start

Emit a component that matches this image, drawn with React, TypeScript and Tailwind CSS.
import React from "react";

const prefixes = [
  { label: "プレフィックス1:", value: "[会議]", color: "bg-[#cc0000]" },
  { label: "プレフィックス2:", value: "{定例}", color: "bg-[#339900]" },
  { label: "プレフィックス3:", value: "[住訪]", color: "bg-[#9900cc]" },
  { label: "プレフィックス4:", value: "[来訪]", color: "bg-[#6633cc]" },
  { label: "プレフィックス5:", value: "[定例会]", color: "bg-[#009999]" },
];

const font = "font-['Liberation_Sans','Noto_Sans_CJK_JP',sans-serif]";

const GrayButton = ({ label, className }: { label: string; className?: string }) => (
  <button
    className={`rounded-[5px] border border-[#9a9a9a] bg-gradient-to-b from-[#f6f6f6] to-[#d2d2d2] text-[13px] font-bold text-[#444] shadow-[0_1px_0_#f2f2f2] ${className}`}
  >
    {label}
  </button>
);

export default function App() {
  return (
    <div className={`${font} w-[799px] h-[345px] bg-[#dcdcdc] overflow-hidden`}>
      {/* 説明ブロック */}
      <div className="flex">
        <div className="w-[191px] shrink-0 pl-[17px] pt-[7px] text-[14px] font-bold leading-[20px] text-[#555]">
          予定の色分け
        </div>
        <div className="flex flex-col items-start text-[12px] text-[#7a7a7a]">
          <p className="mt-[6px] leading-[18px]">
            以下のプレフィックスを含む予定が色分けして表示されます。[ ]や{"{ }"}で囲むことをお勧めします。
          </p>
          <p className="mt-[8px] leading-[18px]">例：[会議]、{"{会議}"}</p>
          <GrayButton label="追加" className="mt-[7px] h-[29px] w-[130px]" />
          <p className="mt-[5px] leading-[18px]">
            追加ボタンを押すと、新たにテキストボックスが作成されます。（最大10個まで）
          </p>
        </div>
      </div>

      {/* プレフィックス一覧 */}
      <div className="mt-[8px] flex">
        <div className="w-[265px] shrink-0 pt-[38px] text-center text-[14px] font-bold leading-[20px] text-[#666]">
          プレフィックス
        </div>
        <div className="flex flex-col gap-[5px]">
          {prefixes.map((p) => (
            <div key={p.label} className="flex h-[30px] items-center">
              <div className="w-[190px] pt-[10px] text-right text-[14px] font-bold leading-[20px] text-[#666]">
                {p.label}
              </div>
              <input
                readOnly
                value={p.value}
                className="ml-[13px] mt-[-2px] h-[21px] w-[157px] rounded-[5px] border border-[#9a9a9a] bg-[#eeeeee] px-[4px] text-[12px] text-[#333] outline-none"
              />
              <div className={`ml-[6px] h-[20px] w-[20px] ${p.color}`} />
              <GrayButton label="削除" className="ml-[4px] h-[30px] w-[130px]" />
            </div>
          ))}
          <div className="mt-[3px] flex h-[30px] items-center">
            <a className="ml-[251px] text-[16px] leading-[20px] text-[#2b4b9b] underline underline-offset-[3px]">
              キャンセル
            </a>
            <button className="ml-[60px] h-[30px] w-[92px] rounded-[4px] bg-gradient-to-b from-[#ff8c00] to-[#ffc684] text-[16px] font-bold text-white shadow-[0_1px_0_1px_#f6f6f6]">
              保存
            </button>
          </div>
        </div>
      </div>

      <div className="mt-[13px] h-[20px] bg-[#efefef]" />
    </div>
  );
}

end

▶ **Problem to work on**
Extract all of the data shown above without alteration.

▶ **Solution for this exercise**
Emit a component that matches this image, drawn with React, TypeScript and Tailwind CSS.
import React from "react";

const prefixes = [
  { label: "プレフィックス1:", value: "[会議]", color: "bg-[#cc0000]" },
  { label: "プレフィックス2:", value: "{定例}", color: "bg-[#339900]" },
  { label: "プレフィックス3:", value: "[住訪]", color: "bg-[#9900cc]" },
  { label: "プレフィックス4:", value: "[来訪]", color: "bg-[#6633cc]" },
  { label: "プレフィックス5:", value: "[定例会]", color: "bg-[#009999]" },
];

const font = "font-['Liberation_Sans','Noto_Sans_CJK_JP',sans-serif]";

const GrayButton = ({ label, className }: { label: string; className?: string }) => (
  <button
    className={`rounded-[5px] border border-[#9a9a9a] bg-gradient-to-b from-[#f6f6f6] to-[#d2d2d2] text-[13px] font-bold text-[#444] shadow-[0_1px_0_#f2f2f2] ${className}`}
  >
    {label}
  </button>
);

export default function App() {
  return (
    <div className={`${font} w-[799px] h-[345px] bg-[#dcdcdc] overflow-hidden`}>
      {/* 説明ブロック */}
      <div className="flex">
        <div className="w-[191px] shrink-0 pl-[17px] pt-[7px] text-[14px] font-bold leading-[20px] text-[#555]">
          予定の色分け
        </div>
        <div className="flex flex-col items-start text-[12px] text-[#7a7a7a]">
          <p className="mt-[6px] leading-[18px]">
            以下のプレフィックスを含む予定が色分けして表示されます。[ ]や{"{ }"}で囲むことをお勧めします。
          </p>
          <p className="mt-[8px] leading-[18px]">例：[会議]、{"{会議}"}</p>
          <GrayButton label="追加" className="mt-[7px] h-[29px] w-[130px]" />
          <p className="mt-[5px] leading-[18px]">
            追加ボタンを押すと、新たにテキストボックスが作成されます。（最大10個まで）
          </p>
        </div>
      </div>

      {/* プレフィックス一覧 */}
      <div className="mt-[8px] flex">
        <div className="w-[265px] shrink-0 pt-[38px] text-center text-[14px] font-bold leading-[20px] text-[#666]">
          プレフィックス
        </div>
        <div className="flex flex-col gap-[5px]">
          {prefixes.map((p) => (
            <div key={p.label} className="flex h-[30px] items-center">
              <div className="w-[190px] pt-[10px] text-right text-[14px] font-bold leading-[20px] text-[#666]">
                {p.label}
              </div>
              <input
                readOnly
                value={p.value}
                className="ml-[13px] mt-[-2px] h-[21px] w-[157px] rounded-[5px] border border-[#9a9a9a] bg-[#eeeeee] px-[4px] text-[12px] text-[#333] outline-none"
              />
              <div className={`ml-[6px] h-[20px] w-[20px] ${p.color}`} />
              <GrayButton label="削除" className="ml-[4px] h-[30px] w-[130px]" />
            </div>
          ))}
          <div className="mt-[3px] flex h-[30px] items-center">
            <a className="ml-[251px] text-[16px] leading-[20px] text-[#2b4b9b] underline underline-offset-[3px]">
              キャンセル
            </a>
            <button className="ml-[60px] h-[30px] w-[92px] rounded-[4px] bg-gradient-to-b from-[#ff8c00] to-[#ffc684] text-[16px] font-bold text-white shadow-[0_1px_0_1px_#f6f6f6]">
              保存
            </button>
          </div>
        </div>
      </div>

      <div className="mt-[13px] h-[20px] bg-[#efefef]" />
    </div>
  );
}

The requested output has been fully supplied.